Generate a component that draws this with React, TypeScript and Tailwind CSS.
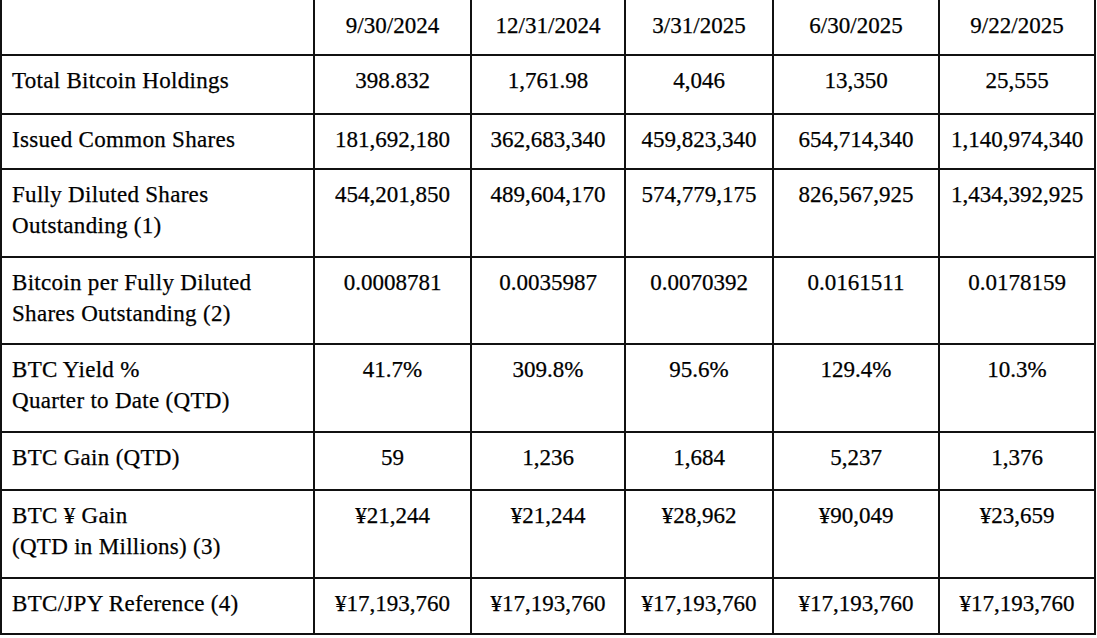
const dates = ['9/30/2024', '12/31/2024', '3/31/2025', '6/30/2025', '9/22/2025'];

const rows: { label: string[]; values: string[]; h: string }[] = [
    { label: ['Total Bitcoin Holdings'], values: ['398.832', '1,761.98', '4,046', '13,350', '25,555'], h: 'h-[59px]' },
    { label: ['Issued Common Shares'], values: ['181,692,180', '362,683,340', '459,823,340', '654,714,340', '1,140,974,340'], h: 'h-[55px]' },
    { label: ['Fully Diluted Shares', 'Outstanding (1)'], values: ['454,201,850', '489,604,170', '574,779,175', '826,567,925', '1,434,392,925'], h: 'h-[88px]' },
    { label: ['Bitcoin per Fully Diluted', 'Shares Outstanding (2)'], values: ['0.0008781', '0.0035987', '0.0070392', '0.0161511', '0.0178159'], h: 'h-[87px]' },
    { label: ['BTC Yield %', 'Quarter to Date (QTD)'], values: ['41.7%', '309.8%', '95.6%', '129.4%', '10.3%'], h: 'h-[88px]' },
    { label: ['BTC Gain (QTD)'], values: ['59', '1,236', '1,684', '5,237', '1,376'], h: 'h-[58px]' },
    { label: ['BTC ¥ Gain', '(QTD in Millions) (3)'], values: ['¥21,244', '¥21,244', '¥28,962', '¥90,049', '¥23,659'], h: 'h-[88px]' },
    { label: ['BTC/JPY Reference (4)'], values: ['¥17,193,760', '¥17,193,760', '¥17,193,760', '¥17,193,760', '¥17,193,760'], h: 'h-[56px]' },
];

export default function App() {
    return (
        <div className="min-h-screen bg-white text-black font-['Liberation_Serif','Times_New_Roman',serif] text-[23px] leading-[31px] [-webkit-text-stroke:0.25px_black]">
            <table className="table-fixed border-collapse w-[1095px]">
                <colgroup>
                    <col className="w-[313px]" />
                    <col className="w-[157px]" />
                    <col className="w-[154px]" />
                    <col className="w-[148px]" />
                    <col className="w-[166px]" />
                    <col className="w-[156px]" />
                </colgroup>
                <thead>
                    <tr>
                        <th className="h-[55px] border-2 border-t-0 border-[#111] font-normal" />
                        {dates.map((d) => (
                            <th key={d} className="h-[55px] border-2 border-t-0 border-[#111] font-normal text-center align-top pt-[10px] px-0">
                                {d}
                            </th>
                        ))}
                    </tr>
                </thead>
                <tbody>
                    {rows.map((r) => (
                        <tr key={r.label[0]}>
                            <td className={`${r.h} border-2 border-[#111] align-top pl-[10px] pr-2 pt-[9px] tracking-[0.3px]`}>
                                {r.label.map((l) => (
                                    <div key={l}>{l}</div>
                                ))}
                            </td>
                            {r.values.map((v, i) => (
                                <td key={i} className={`${r.h} border-2 border-[#111] align-top text-center pt-[9px] px-0 whitespace-nowrap`}>
                                    {v}
                                </td>
                            ))}
                        </tr>
                    ))}
                </tbody>
            </table>
        </div>
    );
}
..........
_Directive:_ Quote the data above in full and without alteration; skip the pictures.

_Answer for this exercise:_
Generate a component that draws this with React, TypeScript and Tailwind CSS.
const dates = ['9/30/2024', '12/31/2024', '3/31/2025', '6/30/2025', '9/22/2025'];

const rows: { label: string[]; values: string[]; h: string }[] = [
    { label: ['Total Bitcoin Holdings'], values: ['398.832', '1,761.98', '4,046', '13,350', '25,555'], h: 'h-[59px]' },
    { label: ['Issued Common Shares'], values: ['181,692,180', '362,683,340', '459,823,340', '654,714,340', '1,140,974,340'], h: 'h-[55px]' },
    { label: ['Fully Diluted Shares', 'Outstanding (1)'], values: ['454,201,850', '489,604,170', '574,779,175', '826,567,925', '1,434,392,925'], h: 'h-[88px]' },
    { label: ['Bitcoin per Fully Diluted', 'Shares Outstanding (2)'], values: ['0.0008781', '0.0035987', '0.0070392', '0.0161511', '0.0178159'], h: 'h-[87px]' },
    { label: ['BTC Yield %', 'Quarter to Date (QTD)'], values: ['41.7%', '309.8%', '95.6%', '129.4%', '10.3%'], h: 'h-[88px]' },
    { label: ['BTC Gain (QTD)'], values: ['59', '1,236', '1,684', '5,237', '1,376'], h: 'h-[58px]' },
    { label: ['BTC ¥ Gain', '(QTD in Millions) (3)'], values: ['¥21,244', '¥21,244', '¥28,962', '¥90,049', '¥23,659'], h: 'h-[88px]' },
    { label: ['BTC/JPY Reference (4)'], values: ['¥17,193,760', '¥17,193,760', '¥17,193,760', '¥17,193,760', '¥17,193,760'], h: 'h-[56px]' },
];

export default function App() {
    return (
        <div className="min-h-screen bg-white text-black font-['Liberation_Serif','Times_New_Roman',serif] text-[23px] leading-[31px] [-webkit-text-stroke:0.25px_black]">
            <table className="table-fixed border-collapse w-[1095px]">
                <colgroup>
                    <col className="w-[313px]" />
                    <col className="w-[157px]" />
                    <col className="w-[154px]" />
                    <col className="w-[148px]" />
                    <col className="w-[166px]" />
                    <col className="w-[156px]" />
                </colgroup>
                <thead>
                    <tr>
                        <th className="h-[55px] border-2 border-t-0 border-[#111] font-normal" />
                        {dates.map((d) => (
                            <th key={d} className="h-[55px] border-2 border-t-0 border-[#111] font-normal text-center align-top pt-[10px] px-0">
                                {d}
                            </th>
                        ))}
                    </tr>
                </thead>
                <tbody>
                    {rows.map((r) => (
                        <tr key={r.label[0]}>
                            <td className={`${r.h} border-2 border-[#111] align-top pl-[10px] pr-2 pt-[9px] tracking-[0.3px]`}>
                                {r.label.map((l) => (
                                    <div key={l}>{l}</div>
                                ))}
                            </td>
                            {r.values.map((v, i) => (
                                <td key={i} className={`${r.h} border-2 border-[#111] align-top text-center pt-[9px] px-0 whitespace-nowrap`}>
                                    {v}
                                </td>
                            ))}
                        </tr>
                    ))}
                </tbody>
            </table>
        </div>
    );
}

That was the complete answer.